Ku-Band Dual Linear-Polarized 1-D Beam Steering Antenna Using Parabolic-Cylindrical Reflector Fed by a Phased Array Antenna

Abstract

We propose a 1D beam steering high gain hybrid reflector-phased array antenna system for enhanced data rate wireless communication at Ku -band (12 - 14 GHz). The proposed hybrid antenna system consists of a ${D}$ = 50 cm offset parabolic-cylindrical reflector with ${f}/{D} = 0.4$ fed by an $8\times4$ dual linear-polarized stacked patch phased array antenna placed along the focal line of the reflector. The parabolic-cylindrical reflector has the property of a wide-angle beam steering along the cylindrical axis as compared to a conventional parabolic reflector.
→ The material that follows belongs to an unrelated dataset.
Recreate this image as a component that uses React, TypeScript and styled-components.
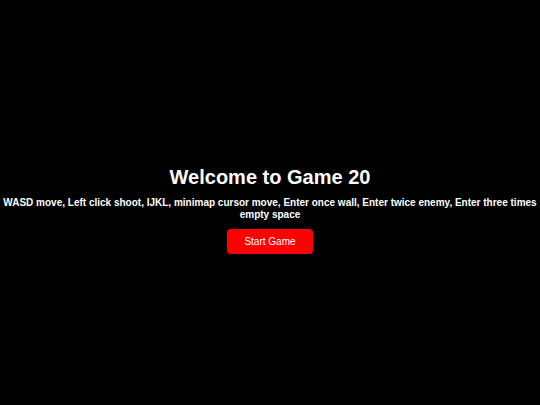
import React from 'react';
import styled, { createGlobalStyle } from 'styled-components';

const GlobalStyle = createGlobalStyle`
  html, body {
    margin: 0;
    padding: 0;
    background-color: #000000;
  }
  body {
    font-family: "Liberation Sans", Arial, sans-serif;
  }
`

const Screen = styled.div`
  width: 100%;
  height: 100vh;
  display: flex;
  flex-direction: column;
  align-items: center;
  justify-content: center;
  background-color: #000000;
  color: #ffffff;
  text-align: center;
  padding-top: 14px;
  box-sizing: border-box;
`

const Title = styled.h1`
  margin: 0 0 8px;
  font-size: 20px;
  font-weight: 700;
  line-height: 24px;
`

const Instructions = styled.p`
  margin: 0 0 8px;
  font-size: 10px;
  font-weight: 700;
  line-height: 12px;
`

const StartButton = styled.button`
  height: 25px;
  padding: 0 17px;
  border: none;
  border-radius: 4px;
  background-color: #ff0000;
  color: #ffffff;
  font-family: "Liberation Sans", Arial, sans-serif;
  font-size: 10px;
  cursor: pointer;
`

function App() {
  return (
    <>
      <GlobalStyle />
      <Screen>
        <Title>Welcome to Game 20</Title>
        <Instructions>
          WASD move, Left click shoot, IJKL, minimap cursor move, Enter once wall, Enter twice enemy, Enter three times empty space
        </Instructions>
        <StartButton>Start Game</StartButton>
      </Screen>
    </>
  );
}

export default App;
A complete implementation of the dual linear-polarized phased array antenna with the silicon RFIC chipset based beamforming network and integrated with aluminum offset parabolic-cylindrical reflector is reported. Cavity model and physical optics approximations are used to analyze the radiation characteristics of the phased array and the induced currents on the parabolic-cylindrical reflector surface, respectively. Furthermore, the multilevel fast multipole method (MLFMM) is used along with the method of moments (MoM) in TICRA GRASP for a comprehensive analysis of the proposed hybrid reflector system. The peak directivity of the reflector pattern is around 27 dBi for both the X-polarization and Y-polarization, and a beam scanning of ±30° is achieved along the cylindrical axis of the reflector for 3 dB reduction in the gain. The analytical and computed results of the proposed hybrid reflector-phased array antenna system are experimentally verified.